CREATE OR REFRESH MATERIALIZED VIEW silver.target AS
SELECT /*+ BROADCAST(s) */
b.*,
s.col1,
s.col2
FROM bronze.big_source b
JOIN bronze.small_source s ON b.key = s.key;
Key benefits:
- Incremental refresh for joins is supported for INNER, LEFT OUTER, RIGHT OUTER, and FULL OUTER joins
- When small_source changes, the engine can identify only the affected rows and update them, rather than scanning all of big_source
- Both streaming tables and Delta tables are supported as inputs
Important requirement: Incremental refresh for materialized views requires serverless compute and row-tracking enabled on the source tables. On classic compute, the MV does a full recompute each time.

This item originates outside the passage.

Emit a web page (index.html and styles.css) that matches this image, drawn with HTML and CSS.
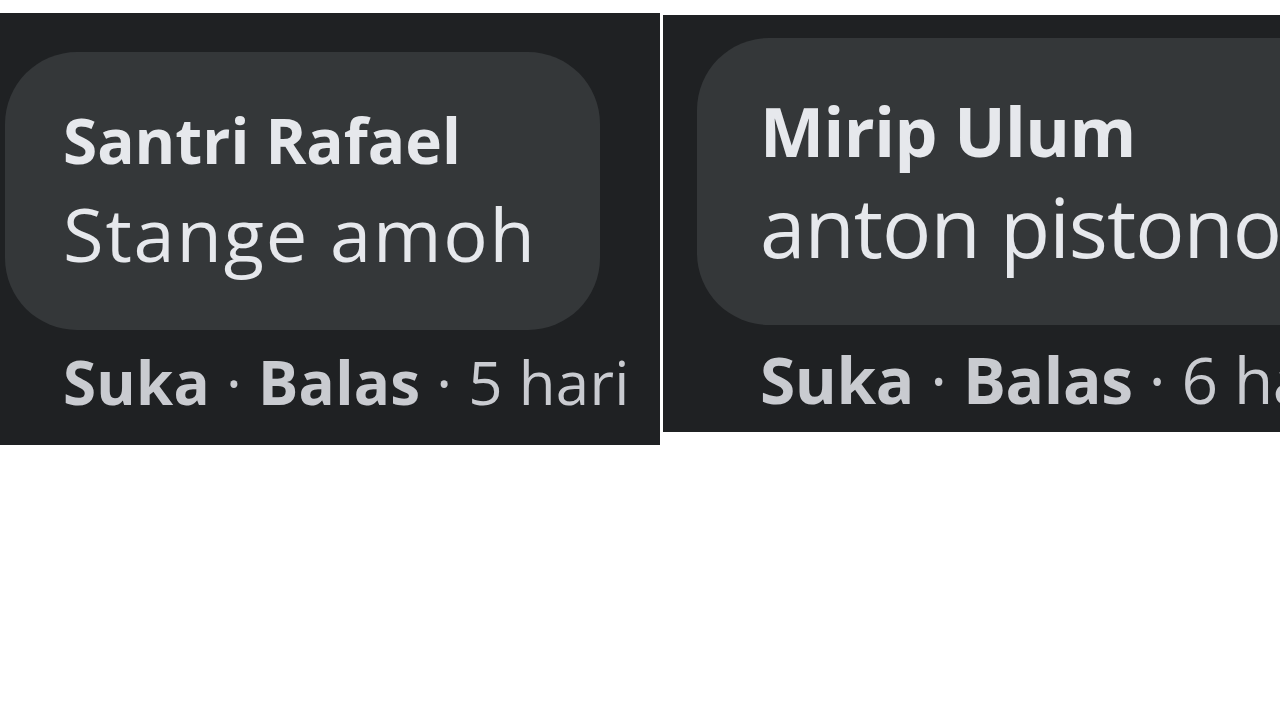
FILE: index.html
```html
<!DOCTYPE html>
<html>
<head>
<meta charset="utf-8">
<link rel="stylesheet" href="styles.css">
</head>
<body>
<div class="strip">
  <div class="panel panel-left">
    <div class="bubble bubble-left">
      <div class="name">Santri Rafael</div>
      <div class="text">Stange amoh</div>
    </div>
    <div class="meta meta-left"><b>Suka</b> · <b>Balas</b> · 5 hari</div>
  </div>
  <div class="panel panel-right">
    <div class="bubble bubble-right">
      <div class="name">Mirip Ulum</div>
      <div class="text">anton pistono</div>
    </div>
    <div class="meta meta-right"><b>Suka</b> · <b>Balas</b> · 6 hari</div>
  </div>
</div>
</body>
</html>
```
FILE: styles.css
```css
html, body {
  margin: 0;
  padding: 0;
  background: #ffffff;
  width: 1280px;
  height: 720px;
  overflow: hidden;
}
.strip {
  display: flex;
  align-items: flex-start;
  gap: 3px;
  font-family: "Open Sans", "Noto Sans", sans-serif;
}
.panel {
  background: #1f2123;
  overflow: hidden;
  box-sizing: border-box;
}
.panel-left {
  width: 660px;
  height: 432px;
  margin-top: 13px;
  padding-top: 39px;
}
.panel-right {
  flex: 1;
  height: 417px;
  margin-top: 15px;
  padding-top: 23px;
}
.bubble {
  background: #343739;
  border-radius: 72px;
  box-sizing: border-box;
}
.bubble-left {
  margin-left: 5px;
  width: 595px;
  height: 278px;
  padding: 48px 0 0 58px;
}
.bubble-right {
  margin-left: 34px;
  width: 700px;
  height: 287px;
  padding: 53px 0 0 63px;
}
.name {
  color: #e6e8ec;
  font-weight: 700;
  white-space: nowrap;
  line-height: 80px;
}
.text {
  color: #e6e8ec;
  white-space: nowrap;
}
.bubble-left .name {
  font-size: 62px;
  letter-spacing: 0;
}
.bubble-left .text {
  font-size: 74px;
  line-height: 108px;
  letter-spacing: 1.8px;
}
.bubble-right .name {
  font-size: 68px;
  letter-spacing: -0.5px;
}
.bubble-right .text {
  font-size: 82px;
  line-height: 110px;
  letter-spacing: -1px;
}
.meta {
  color: #c9cbd0;
  line-height: 80px;
  white-space: nowrap;
}
.meta b {
  font-weight: 700;
}
.meta-left {
  font-size: 60px;
  letter-spacing: 0.3px;
  padding: 12px 0 0 63px;
}
.meta-right {
  font-size: 64px;
  letter-spacing: -0.4px;
  padding: 15px 0 0 97px;
}
```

Docs: https://docs.databricks.com/en/optimizations/incremental-refresh.html
SOLUTION 2: BROADCAST THE SMALL TABLE
Regardless of streaming table or materialized view, you should broadcast the small table. This tells Spark to send the small table to every executor rather than shuffling both sides:
SELECT /*+ BROADCAST(small_source) */
b.*, s.*
FROM STREAM(bronze.big_source) b
JOIN bronze.small_source s ON b.key = s.key;
This can significantly reduce shuffle I/O.
Docs: https://docs.databricks.com/en/ldp/best-practices.html
SOLUTION 3: ADD LIQUID CLUSTERING TO THE BIG SOURCE TABLE
You mentioned that clustering on the Lakeflow Connect table directly is not supported. This is correct -- Lakeflow Connect manages those streaming tables. However, you can create an intermediate clustered copy:
CREATE OR REFRESH STREAMING TABLE bronze.big_source_clustered
CLUSTER BY (join_key_column)
AS SELECT * FROM STREAM(bronze.big_source);
Then use bronze.big_source_clustered in your join. This enables data skipping on the join key, so Spark can skip files that do not contain matching keys.
Docs: https://docs.databricks.com/en/delta/clustering.html
SOLUTION 4: LEVERAGE ADAPTIVE QUERY EXECUTION (AQE)
AQE is enabled by default and automatically handles several join optimizations:
- Auto broadcast conversion: If one side is small enough (default < 30MB), AQE converts to a broadcast hash join at runtime
- Skew join handling: AQE detects and splits skewed partitions
- Partition coalescing: Combines small post-shuffle partitions
You can tune AQE with pipeline-level Spark configs:
spark.databricks.adaptive.autoBroadcastJoinThreshold: "100MB"
spark.sql.adaptive.skewJoin.enabled: "true"
spark.sql.shuffle.partitions: "auto"
Docs: https://docs.databricks.com/en/optimizations/aqe.html
SOLUTION 5: TWO-STAGE PIPELINE ARCHITECTURE
If none of the above fully resolve the issue, consider restructuring:
1. Stage 1 (Streaming Tables): Ingest both sources via Lakeflow Connect (you already have this)
2. Stage 2 (Materialized View): Join the two bronze tables with CLUSTER BY on the join key and a BROADCAST hint
3. Stage 3 (Optional): Chain additional transformations downstream
ABOUT THE BLOOM FILTER SUGGESTION
The previous reply suggested Bloom filters. While useful for some workloads, Databricks documentation notes that they are "not recommended for most workloads" and are primarily designed for selective equality filters on individual columns, not for optimizing joins. Liquid clustering and Predictive I/O are generally better alternatives for data skipping.
Docs: https://docs.databricks.com/en/optimizations/bloom-filters.html
SUMMARY (IN PRIORITY ORDER)
1. Switch Target to a materialized view with incremental refresh -- eliminates full scans when either side changes
2. Add BROADCAST hint on small_source -- eliminates shuffle for the small side
3. Add CLUSTER BY on join key via intermediate table -- enables data skipping on big_source reads
4. Tune AQE broadcast threshold -- helps runtime join strategy selection
5. Consider two-stage pipeline architecture -- clean separation of concerns
DOCUMENTATION REFERENCES
- Streaming Tables in DLT: https://docs.databricks.com/en/ldp/streaming-tables.html
- Materialized Views: https://docs.databricks.com/en/ldp/materialized-views.html
- Incremental Refresh: https://docs.databricks.com/en/optimizations/incremental-refresh.html
- DLT Best Practices: https://docs.databricks.com/en/ldp/best-practices.html
- Liquid Clustering: https://docs.databricks.com/en/delta/clustering.html
- Adaptive Query Execution: https://docs.databricks.com/en/optimizations/aqe.html
Hope this helps! Let me know if you have questions about any of these approaches.
* This reply used an agent system I built to research and draft this response based on the wide set of documentation I have available and previous memory. I personally review the draft for any obvious issues and for monitoring system reliability and update it when I detect any drift, but there is still a small chance that something is inaccurate, especially if you are experimenting with brand new features.